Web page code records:
┄┄┄┄┄┄
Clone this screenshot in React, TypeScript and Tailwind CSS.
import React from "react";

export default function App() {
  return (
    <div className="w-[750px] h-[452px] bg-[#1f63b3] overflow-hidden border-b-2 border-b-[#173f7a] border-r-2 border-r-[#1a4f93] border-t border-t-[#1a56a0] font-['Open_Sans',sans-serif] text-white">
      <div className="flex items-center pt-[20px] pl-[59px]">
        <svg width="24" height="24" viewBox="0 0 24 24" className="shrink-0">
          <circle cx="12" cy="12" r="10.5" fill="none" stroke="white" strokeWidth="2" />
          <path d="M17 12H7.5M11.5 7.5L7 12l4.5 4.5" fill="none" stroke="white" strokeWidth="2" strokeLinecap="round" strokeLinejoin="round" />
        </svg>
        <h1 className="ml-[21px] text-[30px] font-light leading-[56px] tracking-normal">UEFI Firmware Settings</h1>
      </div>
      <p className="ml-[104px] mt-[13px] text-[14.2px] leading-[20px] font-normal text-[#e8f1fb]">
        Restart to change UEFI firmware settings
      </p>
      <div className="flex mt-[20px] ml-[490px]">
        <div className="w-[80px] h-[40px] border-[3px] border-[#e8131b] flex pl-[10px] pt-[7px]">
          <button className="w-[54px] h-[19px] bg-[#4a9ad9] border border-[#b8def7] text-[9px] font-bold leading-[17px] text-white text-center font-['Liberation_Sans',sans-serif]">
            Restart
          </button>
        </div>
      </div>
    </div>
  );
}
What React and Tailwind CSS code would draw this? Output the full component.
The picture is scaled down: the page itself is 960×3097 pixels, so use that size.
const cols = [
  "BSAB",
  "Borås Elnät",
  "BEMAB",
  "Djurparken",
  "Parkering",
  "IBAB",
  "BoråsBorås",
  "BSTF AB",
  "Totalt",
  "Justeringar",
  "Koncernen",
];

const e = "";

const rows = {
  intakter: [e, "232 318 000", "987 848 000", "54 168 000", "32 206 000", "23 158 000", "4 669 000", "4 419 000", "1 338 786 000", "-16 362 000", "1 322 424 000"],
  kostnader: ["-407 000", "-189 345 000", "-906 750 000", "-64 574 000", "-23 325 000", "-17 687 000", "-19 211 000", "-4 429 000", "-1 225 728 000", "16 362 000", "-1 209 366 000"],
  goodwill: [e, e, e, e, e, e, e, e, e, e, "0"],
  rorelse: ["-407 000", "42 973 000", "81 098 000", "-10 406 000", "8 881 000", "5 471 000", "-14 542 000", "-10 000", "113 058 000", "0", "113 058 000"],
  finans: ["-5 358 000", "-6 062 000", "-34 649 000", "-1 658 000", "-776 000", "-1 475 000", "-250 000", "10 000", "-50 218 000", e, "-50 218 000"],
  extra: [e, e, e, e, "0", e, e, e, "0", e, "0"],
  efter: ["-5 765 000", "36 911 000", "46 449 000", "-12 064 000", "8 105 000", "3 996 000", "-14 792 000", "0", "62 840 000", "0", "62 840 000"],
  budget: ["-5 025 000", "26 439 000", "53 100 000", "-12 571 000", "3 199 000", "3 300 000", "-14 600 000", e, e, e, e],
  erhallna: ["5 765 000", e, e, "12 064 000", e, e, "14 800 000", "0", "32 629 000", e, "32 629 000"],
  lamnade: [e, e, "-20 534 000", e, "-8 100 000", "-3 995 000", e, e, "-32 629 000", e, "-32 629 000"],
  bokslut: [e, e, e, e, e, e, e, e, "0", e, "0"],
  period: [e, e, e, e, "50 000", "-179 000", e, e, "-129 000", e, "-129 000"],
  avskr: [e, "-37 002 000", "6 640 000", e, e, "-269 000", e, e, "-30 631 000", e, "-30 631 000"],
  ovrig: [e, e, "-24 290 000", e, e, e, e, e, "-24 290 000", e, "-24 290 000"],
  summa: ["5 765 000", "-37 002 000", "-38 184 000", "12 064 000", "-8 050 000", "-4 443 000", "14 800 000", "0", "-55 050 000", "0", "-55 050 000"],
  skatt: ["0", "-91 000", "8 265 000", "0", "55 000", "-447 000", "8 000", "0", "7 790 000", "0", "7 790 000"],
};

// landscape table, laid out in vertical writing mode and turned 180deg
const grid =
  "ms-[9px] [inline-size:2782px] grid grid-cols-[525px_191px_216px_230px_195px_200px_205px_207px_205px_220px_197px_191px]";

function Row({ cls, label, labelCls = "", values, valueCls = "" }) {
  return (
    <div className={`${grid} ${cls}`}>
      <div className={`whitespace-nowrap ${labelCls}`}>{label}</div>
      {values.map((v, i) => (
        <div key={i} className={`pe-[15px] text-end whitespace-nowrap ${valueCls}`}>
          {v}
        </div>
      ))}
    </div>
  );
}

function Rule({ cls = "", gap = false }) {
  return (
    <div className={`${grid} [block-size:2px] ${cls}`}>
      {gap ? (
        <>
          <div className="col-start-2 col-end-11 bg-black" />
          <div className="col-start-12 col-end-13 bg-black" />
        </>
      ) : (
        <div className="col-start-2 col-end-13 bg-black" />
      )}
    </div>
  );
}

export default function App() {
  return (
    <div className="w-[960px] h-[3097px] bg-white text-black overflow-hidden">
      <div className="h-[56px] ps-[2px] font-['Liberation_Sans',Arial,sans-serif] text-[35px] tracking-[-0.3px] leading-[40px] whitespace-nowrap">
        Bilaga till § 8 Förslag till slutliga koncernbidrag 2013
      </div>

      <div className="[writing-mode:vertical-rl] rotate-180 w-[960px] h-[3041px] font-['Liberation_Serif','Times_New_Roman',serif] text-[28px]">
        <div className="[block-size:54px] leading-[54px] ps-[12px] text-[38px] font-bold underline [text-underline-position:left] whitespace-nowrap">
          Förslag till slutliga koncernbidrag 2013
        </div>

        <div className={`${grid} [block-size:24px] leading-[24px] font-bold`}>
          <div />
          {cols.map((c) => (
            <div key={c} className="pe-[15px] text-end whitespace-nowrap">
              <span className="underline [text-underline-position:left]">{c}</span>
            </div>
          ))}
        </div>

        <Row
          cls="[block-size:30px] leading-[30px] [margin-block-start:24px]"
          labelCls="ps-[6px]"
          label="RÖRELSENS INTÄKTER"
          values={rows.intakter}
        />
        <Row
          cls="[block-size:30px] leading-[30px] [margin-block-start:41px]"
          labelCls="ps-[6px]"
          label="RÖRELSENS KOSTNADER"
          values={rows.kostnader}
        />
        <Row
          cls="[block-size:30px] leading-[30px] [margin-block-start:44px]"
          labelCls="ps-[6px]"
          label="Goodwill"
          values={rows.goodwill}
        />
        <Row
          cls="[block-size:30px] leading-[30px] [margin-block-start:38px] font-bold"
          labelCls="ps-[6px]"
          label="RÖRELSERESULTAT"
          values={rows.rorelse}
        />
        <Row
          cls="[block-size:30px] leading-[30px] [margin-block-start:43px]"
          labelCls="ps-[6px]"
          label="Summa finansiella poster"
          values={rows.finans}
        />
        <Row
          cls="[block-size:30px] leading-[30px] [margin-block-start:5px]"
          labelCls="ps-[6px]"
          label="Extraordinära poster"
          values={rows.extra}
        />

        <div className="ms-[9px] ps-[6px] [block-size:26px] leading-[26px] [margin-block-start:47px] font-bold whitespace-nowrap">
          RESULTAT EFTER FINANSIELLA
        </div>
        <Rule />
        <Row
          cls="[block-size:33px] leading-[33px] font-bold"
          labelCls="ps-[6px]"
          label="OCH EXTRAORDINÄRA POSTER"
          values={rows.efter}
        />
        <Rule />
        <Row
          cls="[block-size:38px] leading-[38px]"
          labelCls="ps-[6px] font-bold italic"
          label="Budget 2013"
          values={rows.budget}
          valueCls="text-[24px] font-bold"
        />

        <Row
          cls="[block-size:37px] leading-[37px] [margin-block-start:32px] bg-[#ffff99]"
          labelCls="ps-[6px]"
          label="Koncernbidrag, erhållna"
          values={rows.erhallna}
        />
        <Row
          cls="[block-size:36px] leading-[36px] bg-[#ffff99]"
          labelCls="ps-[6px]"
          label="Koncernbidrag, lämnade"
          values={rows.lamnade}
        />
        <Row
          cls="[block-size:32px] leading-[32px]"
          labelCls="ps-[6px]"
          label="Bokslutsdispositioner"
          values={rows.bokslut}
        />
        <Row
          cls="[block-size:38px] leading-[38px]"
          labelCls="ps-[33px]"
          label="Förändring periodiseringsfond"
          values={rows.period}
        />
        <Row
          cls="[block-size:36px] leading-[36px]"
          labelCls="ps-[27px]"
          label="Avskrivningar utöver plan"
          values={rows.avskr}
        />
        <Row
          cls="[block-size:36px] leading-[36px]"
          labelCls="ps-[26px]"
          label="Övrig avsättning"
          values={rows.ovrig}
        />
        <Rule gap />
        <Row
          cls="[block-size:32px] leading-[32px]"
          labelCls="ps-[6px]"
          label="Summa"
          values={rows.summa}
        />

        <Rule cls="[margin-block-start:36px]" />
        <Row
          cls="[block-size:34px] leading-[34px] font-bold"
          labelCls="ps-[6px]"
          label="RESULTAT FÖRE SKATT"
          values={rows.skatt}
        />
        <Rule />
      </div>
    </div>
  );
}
┄┄┄┄┄┄
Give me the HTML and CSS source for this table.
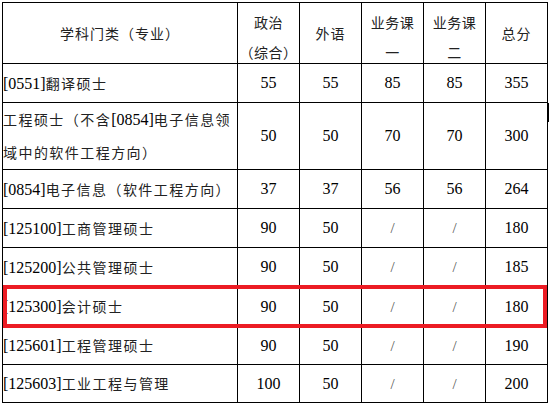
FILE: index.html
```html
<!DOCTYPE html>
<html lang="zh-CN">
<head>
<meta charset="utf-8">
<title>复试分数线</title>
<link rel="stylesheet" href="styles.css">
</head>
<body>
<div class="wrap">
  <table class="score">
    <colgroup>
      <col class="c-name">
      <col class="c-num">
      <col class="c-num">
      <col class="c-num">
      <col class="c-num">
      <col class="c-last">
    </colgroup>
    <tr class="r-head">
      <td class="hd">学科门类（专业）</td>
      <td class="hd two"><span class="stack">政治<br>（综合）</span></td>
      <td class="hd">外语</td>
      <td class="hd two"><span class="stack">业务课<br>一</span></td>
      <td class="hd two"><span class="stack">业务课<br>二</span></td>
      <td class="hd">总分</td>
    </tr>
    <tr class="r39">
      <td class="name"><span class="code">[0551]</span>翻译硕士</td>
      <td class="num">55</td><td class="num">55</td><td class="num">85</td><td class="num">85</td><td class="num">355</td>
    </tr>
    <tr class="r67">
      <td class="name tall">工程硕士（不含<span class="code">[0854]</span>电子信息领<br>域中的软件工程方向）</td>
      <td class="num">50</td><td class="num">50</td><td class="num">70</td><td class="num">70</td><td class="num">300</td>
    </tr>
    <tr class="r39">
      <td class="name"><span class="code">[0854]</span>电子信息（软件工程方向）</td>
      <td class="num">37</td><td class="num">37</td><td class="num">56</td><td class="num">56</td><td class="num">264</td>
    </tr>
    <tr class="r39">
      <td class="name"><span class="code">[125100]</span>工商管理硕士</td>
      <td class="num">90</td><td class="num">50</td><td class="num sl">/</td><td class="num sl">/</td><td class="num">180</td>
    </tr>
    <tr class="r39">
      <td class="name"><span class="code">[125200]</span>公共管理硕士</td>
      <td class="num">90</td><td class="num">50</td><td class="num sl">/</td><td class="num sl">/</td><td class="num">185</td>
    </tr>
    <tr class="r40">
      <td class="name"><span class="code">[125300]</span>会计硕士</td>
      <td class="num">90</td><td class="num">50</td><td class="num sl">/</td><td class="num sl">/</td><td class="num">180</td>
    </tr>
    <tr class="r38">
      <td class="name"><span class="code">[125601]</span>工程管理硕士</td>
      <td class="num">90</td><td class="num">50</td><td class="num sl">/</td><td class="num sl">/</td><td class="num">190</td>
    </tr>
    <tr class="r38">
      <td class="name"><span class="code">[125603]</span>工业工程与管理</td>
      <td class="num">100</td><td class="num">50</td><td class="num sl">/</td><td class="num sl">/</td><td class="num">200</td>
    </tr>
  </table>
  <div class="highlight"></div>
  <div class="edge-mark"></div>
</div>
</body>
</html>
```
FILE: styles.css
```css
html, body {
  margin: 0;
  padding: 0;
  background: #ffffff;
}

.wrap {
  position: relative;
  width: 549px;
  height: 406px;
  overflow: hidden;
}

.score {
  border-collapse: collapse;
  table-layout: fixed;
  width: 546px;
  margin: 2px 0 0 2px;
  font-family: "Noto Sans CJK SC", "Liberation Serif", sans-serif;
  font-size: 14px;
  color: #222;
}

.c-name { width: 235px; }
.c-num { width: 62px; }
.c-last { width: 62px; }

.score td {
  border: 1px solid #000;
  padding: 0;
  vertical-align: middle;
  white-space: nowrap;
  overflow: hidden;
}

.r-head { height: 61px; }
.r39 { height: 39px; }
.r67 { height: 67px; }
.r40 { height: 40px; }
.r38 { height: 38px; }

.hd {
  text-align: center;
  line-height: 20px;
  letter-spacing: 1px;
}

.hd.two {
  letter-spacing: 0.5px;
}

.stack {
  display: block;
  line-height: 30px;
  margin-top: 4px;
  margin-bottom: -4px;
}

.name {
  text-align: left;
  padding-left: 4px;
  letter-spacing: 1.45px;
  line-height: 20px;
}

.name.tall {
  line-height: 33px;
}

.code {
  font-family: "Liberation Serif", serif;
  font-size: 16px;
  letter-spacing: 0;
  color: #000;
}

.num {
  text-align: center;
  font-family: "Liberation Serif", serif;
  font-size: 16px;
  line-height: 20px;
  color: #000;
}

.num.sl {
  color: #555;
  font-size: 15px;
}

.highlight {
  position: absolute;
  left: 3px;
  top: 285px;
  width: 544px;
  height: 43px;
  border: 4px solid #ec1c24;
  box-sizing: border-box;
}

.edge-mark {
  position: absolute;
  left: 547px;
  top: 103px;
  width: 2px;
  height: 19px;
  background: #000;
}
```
┄┄┄┄┄┄
Locate the lines above that hold the word "this". Show every one of them.

Clone this screenshot in React, TypeScript and Tailwind CSS.
What React and Tailwind CSS code would draw this? Output the full component.
Give me the HTML and CSS source for this table.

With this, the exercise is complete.